#### Goal:
Filter the listing below, copying every line in which the word "this" appears.

— begin —

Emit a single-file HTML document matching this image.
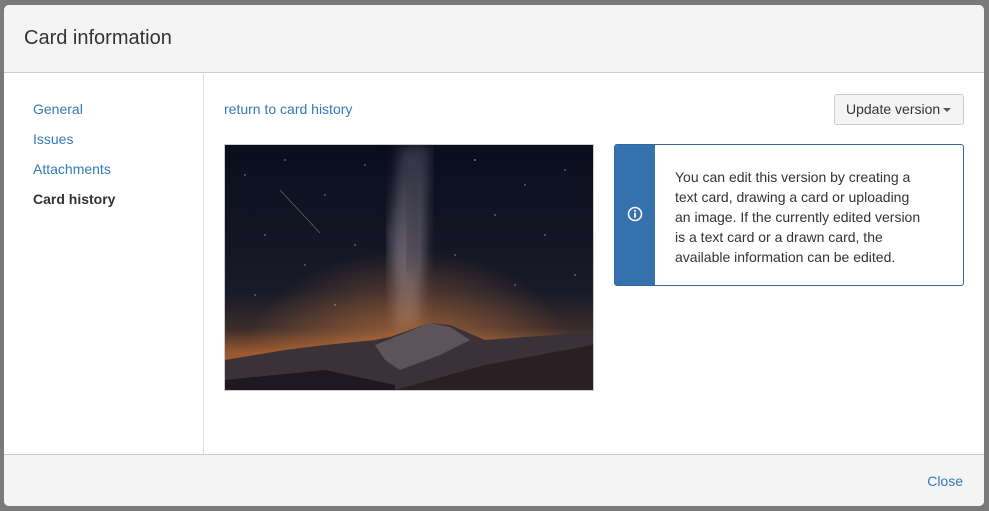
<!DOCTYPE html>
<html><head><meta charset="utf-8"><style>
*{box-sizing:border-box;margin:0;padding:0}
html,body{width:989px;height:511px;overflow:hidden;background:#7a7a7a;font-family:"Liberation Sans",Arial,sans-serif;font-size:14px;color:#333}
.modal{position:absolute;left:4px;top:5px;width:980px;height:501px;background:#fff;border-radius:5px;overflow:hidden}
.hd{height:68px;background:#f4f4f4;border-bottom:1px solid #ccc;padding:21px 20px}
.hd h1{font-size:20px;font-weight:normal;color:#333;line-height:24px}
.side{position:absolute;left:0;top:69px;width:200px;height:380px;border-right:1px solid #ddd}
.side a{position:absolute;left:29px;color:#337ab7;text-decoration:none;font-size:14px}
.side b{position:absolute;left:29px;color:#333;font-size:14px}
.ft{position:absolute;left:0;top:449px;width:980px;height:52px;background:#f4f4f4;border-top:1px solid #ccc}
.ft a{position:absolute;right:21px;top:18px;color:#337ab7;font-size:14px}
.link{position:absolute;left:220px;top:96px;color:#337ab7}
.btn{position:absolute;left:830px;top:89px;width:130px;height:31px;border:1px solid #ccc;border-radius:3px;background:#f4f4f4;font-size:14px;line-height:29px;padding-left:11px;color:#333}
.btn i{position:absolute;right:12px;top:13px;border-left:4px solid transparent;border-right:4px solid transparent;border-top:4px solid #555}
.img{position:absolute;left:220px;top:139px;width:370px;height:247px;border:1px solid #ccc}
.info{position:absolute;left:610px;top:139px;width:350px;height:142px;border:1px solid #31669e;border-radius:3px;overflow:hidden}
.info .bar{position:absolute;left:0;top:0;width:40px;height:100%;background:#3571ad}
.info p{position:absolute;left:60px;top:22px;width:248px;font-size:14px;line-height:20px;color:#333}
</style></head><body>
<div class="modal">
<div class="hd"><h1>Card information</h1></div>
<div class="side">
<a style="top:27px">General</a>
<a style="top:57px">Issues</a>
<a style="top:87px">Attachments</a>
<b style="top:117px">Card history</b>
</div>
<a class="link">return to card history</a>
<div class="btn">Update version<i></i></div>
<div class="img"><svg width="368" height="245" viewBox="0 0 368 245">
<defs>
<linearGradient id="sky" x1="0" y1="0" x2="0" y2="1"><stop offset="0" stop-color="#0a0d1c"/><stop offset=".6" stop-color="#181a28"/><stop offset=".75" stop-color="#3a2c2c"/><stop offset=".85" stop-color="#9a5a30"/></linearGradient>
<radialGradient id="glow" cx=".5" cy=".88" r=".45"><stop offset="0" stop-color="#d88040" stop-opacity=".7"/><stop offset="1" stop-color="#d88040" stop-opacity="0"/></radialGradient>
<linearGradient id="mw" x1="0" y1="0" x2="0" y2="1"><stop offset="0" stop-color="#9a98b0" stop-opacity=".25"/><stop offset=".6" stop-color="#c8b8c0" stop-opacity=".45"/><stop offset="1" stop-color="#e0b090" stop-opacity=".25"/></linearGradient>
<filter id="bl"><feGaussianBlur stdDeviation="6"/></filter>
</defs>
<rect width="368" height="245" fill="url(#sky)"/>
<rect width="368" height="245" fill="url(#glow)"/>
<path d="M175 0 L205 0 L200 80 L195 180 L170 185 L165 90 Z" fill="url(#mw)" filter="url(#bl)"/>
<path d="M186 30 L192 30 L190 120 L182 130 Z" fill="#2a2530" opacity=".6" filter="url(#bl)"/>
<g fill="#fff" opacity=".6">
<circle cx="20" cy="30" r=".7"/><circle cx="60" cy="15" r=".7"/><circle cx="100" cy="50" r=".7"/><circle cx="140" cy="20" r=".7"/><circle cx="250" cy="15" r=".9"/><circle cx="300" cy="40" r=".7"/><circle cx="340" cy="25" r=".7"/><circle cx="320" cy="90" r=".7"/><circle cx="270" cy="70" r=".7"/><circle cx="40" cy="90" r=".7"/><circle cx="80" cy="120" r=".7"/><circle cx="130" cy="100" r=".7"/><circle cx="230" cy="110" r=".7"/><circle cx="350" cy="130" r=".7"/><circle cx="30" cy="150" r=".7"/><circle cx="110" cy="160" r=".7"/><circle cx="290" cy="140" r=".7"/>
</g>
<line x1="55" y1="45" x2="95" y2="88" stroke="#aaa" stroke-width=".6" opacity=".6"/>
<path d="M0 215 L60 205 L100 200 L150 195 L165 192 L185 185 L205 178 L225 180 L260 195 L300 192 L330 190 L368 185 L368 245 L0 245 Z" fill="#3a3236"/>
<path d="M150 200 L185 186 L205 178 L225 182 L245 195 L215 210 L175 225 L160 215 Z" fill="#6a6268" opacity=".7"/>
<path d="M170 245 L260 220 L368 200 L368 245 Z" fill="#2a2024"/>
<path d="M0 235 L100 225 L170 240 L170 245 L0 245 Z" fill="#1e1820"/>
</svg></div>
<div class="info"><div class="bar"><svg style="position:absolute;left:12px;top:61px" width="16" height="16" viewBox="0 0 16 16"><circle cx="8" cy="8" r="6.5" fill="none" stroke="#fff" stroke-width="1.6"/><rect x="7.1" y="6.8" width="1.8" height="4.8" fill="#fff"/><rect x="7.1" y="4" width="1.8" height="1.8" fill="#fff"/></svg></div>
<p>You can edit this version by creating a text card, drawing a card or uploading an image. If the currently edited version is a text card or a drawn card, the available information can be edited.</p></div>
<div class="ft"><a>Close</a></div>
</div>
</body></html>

— end —

#### Solution to the problem:
Emit a single-file HTML document matching this image.
<p>You can edit this version by creating a text card, drawing a card or uploading an image. If the currently edited version is a text card or a drawn card, the available information can be edited.</p></div>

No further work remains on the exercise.